Problem:
Return all the data below as it stands, minus the pictures.

Dataset excerpt:
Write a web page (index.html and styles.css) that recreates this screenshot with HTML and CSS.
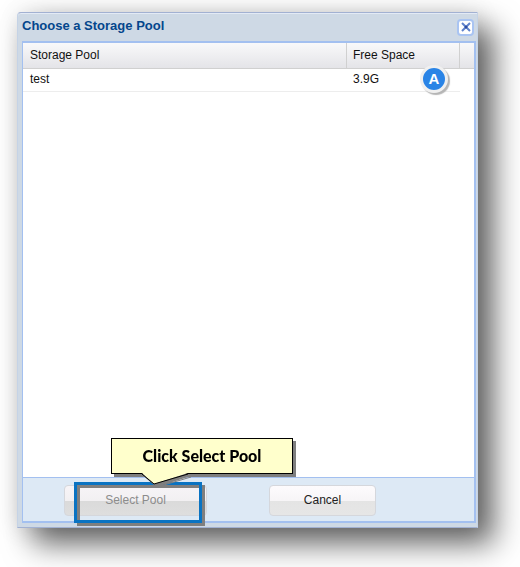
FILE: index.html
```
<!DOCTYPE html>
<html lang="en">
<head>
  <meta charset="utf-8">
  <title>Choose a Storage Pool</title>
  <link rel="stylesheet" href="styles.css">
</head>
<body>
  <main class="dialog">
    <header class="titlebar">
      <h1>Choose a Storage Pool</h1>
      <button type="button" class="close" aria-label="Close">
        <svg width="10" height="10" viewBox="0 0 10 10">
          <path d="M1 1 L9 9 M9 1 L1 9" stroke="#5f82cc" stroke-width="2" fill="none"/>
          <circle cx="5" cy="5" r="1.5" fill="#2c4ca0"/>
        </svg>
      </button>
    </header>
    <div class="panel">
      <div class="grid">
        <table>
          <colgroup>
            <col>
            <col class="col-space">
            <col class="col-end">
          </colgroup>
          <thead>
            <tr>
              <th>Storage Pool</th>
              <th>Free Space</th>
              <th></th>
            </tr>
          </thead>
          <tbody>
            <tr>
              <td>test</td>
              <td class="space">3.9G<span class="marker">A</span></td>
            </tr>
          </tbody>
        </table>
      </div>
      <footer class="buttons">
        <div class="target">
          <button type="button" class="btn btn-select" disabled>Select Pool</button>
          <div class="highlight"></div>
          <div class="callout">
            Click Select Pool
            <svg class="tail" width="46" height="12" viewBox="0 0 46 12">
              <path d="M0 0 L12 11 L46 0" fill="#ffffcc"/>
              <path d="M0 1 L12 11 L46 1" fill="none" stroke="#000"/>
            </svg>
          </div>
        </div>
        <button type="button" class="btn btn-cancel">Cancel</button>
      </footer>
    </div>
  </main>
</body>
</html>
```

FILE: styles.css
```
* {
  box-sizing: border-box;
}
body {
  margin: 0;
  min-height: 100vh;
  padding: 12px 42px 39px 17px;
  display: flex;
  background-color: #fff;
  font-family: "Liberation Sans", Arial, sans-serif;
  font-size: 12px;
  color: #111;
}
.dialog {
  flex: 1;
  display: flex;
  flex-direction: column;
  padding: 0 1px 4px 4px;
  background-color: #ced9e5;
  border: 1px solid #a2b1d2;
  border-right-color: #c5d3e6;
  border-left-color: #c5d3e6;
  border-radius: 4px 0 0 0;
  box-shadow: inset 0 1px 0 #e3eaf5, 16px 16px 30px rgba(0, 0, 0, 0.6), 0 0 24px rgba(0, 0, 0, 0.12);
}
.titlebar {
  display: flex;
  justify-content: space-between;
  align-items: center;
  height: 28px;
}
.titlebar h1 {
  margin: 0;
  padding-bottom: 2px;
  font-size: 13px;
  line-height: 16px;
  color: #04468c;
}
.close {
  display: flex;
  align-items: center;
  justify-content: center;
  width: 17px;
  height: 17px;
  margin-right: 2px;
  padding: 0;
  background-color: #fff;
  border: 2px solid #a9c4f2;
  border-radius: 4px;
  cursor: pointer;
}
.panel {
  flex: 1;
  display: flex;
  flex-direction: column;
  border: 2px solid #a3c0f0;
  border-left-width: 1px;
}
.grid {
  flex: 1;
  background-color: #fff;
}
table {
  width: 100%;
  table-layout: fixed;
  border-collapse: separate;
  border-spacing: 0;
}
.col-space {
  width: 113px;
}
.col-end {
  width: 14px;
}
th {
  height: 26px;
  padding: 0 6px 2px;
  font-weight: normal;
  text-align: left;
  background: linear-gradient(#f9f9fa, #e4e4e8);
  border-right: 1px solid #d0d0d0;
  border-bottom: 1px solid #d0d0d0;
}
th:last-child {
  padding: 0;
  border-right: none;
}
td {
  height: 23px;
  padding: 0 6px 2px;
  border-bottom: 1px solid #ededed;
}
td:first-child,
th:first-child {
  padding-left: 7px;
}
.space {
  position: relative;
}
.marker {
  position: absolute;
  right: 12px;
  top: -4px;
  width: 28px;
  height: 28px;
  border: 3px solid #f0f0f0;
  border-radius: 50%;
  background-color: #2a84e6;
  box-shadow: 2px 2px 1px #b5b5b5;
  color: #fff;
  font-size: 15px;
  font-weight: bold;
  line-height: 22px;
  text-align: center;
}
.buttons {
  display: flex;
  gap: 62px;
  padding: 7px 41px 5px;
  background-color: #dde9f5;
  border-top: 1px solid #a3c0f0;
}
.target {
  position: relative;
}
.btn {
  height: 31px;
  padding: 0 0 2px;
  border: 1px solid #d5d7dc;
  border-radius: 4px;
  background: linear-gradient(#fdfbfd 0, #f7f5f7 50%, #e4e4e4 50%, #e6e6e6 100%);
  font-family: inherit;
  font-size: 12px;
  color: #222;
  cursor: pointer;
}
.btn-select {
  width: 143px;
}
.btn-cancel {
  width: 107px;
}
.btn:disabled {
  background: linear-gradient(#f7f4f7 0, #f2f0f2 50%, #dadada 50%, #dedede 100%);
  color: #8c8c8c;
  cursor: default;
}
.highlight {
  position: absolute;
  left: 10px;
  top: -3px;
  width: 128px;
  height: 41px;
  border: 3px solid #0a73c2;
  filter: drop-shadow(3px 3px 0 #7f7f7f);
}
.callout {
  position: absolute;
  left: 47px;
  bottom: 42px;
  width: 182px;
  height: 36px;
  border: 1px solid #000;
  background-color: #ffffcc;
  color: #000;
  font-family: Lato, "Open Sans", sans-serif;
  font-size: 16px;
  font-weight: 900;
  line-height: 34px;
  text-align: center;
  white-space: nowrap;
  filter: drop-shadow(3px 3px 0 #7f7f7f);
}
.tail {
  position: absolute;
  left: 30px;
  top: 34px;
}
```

Answer to the exercise:
Write a web page (index.html and styles.css) that recreates this screenshot with HTML and CSS.
FILE: index.html
```
<!DOCTYPE html>
<html lang="en">
<head>
  <meta charset="utf-8">
  <title>Choose a Storage Pool</title>
  <link rel="stylesheet" href="styles.css">
</head>
<body>
  <main class="dialog">
    <header class="titlebar">
      <h1>Choose a Storage Pool</h1>
      <button type="button" class="close" aria-label="Close">
        <svg width="10" height="10" viewBox="0 0 10 10">
          <path d="M1 1 L9 9 M9 1 L1 9" stroke="#5f82cc" stroke-width="2" fill="none"/>
          <circle cx="5" cy="5" r="1.5" fill="#2c4ca0"/>
        </svg>
      </button>
    </header>
    <div class="panel">
      <div class="grid">
        <table>
          <colgroup>
            <col>
            <col class="col-space">
            <col class="col-end">
          </colgroup>
          <thead>
            <tr>
              <th>Storage Pool</th>
              <th>Free Space</th>
              <th></th>
            </tr>
          </thead>
          <tbody>
            <tr>
              <td>test</td>
              <td class="space">3.9G<span class="marker">A</span></td>
            </tr>
          </tbody>
        </table>
      </div>
      <footer class="buttons">
        <div class="target">
          <button type="button" class="btn btn-select" disabled>Select Pool</button>
          <div class="highlight"></div>
          <div class="callout">
            Click Select Pool
            <svg class="tail" width="46" height="12" viewBox="0 0 46 12">
              <path d="M0 0 L12 11 L46 0" fill="#ffffcc"/>
              <path d="M0 1 L12 11 L46 1" fill="none" stroke="#000"/>
            </svg>
          </div>
        </div>
        <button type="button" class="btn btn-cancel">Cancel</button>
      </footer>
    </div>
  </main>
</body>
</html>
```

FILE: styles.css
```
* {
  box-sizing: border-box;
}
body {
  margin: 0;
  min-height: 100vh;
  padding: 12px 42px 39px 17px;
  display: flex;
  background-color: #fff;
  font-family: "Liberation Sans", Arial, sans-serif;
  font-size: 12px;
  color: #111;
}
.dialog {
  flex: 1;
  display: flex;
  flex-direction: column;
  padding: 0 1px 4px 4px;
  background-color: #ced9e5;
  border: 1px solid #a2b1d2;
  border-right-color: #c5d3e6;
  border-left-color: #c5d3e6;
  border-radius: 4px 0 0 0;
  box-shadow: inset 0 1px 0 #e3eaf5, 16px 16px 30px rgba(0, 0, 0, 0.6), 0 0 24px rgba(0, 0, 0, 0.12);
}
.titlebar {
  display: flex;
  justify-content: space-between;
  align-items: center;
  height: 28px;
}
.titlebar h1 {
  margin: 0;
  padding-bottom: 2px;
  font-size: 13px;
  line-height: 16px;
  color: #04468c;
}
.close {
  display: flex;
  align-items: center;
  justify-content: center;
  width: 17px;
  height: 17px;
  margin-right: 2px;
  padding: 0;
  background-color: #fff;
  border: 2px solid #a9c4f2;
  border-radius: 4px;
  cursor: pointer;
}
.panel {
  flex: 1;
  display: flex;
  flex-direction: column;
  border: 2px solid #a3c0f0;
  border-left-width: 1px;
}
.grid {
  flex: 1;
  background-color: #fff;
}
table {
  width: 100%;
  table-layout: fixed;
  border-collapse: separate;
  border-spacing: 0;
}
.col-space {
  width: 113px;
}
.col-end {
  width: 14px;
}
th {
  height: 26px;
  padding: 0 6px 2px;
  font-weight: normal;
  text-align: left;
  background: linear-gradient(#f9f9fa, #e4e4e8);
  border-right: 1px solid #d0d0d0;
  border-bottom: 1px solid #d0d0d0;
}
th:last-child {
  padding: 0;
  border-right: none;
}
td {
  height: 23px;
  padding: 0 6px 2px;
  border-bottom: 1px solid #ededed;
}
td:first-child,
th:first-child {
  padding-left: 7px;
}
.space {
  position: relative;
}
.marker {
  position: absolute;
  right: 12px;
  top: -4px;
  width: 28px;
  height: 28px;
  border: 3px solid #f0f0f0;
  border-radius: 50%;
  background-color: #2a84e6;
  box-shadow: 2px 2px 1px #b5b5b5;
  color: #fff;
  font-size: 15px;
  font-weight: bold;
  line-height: 22px;
  text-align: center;
}
.buttons {
  display: flex;
  gap: 62px;
  padding: 7px 41px 5px;
  background-color: #dde9f5;
  border-top: 1px solid #a3c0f0;
}
.target {
  position: relative;
}
.btn {
  height: 31px;
  padding: 0 0 2px;
  border: 1px solid #d5d7dc;
  border-radius: 4px;
  background: linear-gradient(#fdfbfd 0, #f7f5f7 50%, #e4e4e4 50%, #e6e6e6 100%);
  font-family: inherit;
  font-size: 12px;
  color: #222;
  cursor: pointer;
}
.btn-select {
  width: 143px;
}
.btn-cancel {
  width: 107px;
}
.btn:disabled {
  background: linear-gradient(#f7f4f7 0, #f2f0f2 50%, #dadada 50%, #dedede 100%);
  color: #8c8c8c;
  cursor: default;
}
.highlight {
  position: absolute;
  left: 10px;
  top: -3px;
  width: 128px;
  height: 41px;
  border: 3px solid #0a73c2;
  filter: drop-shadow(3px 3px 0 #7f7f7f);
}
.callout {
  position: absolute;
  left: 47px;
  bottom: 42px;
  width: 182px;
  height: 36px;
  border: 1px solid #000;
  background-color: #ffffcc;
  color: #000;
  font-family: Lato, "Open Sans", sans-serif;
  font-size: 16px;
  font-weight: 900;
  line-height: 34px;
  text-align: center;
  white-space: nowrap;
  filter: drop-shadow(3px 3px 0 #7f7f7f);
}
.tail {
  position: absolute;
  left: 30px;
  top: 34px;
}
```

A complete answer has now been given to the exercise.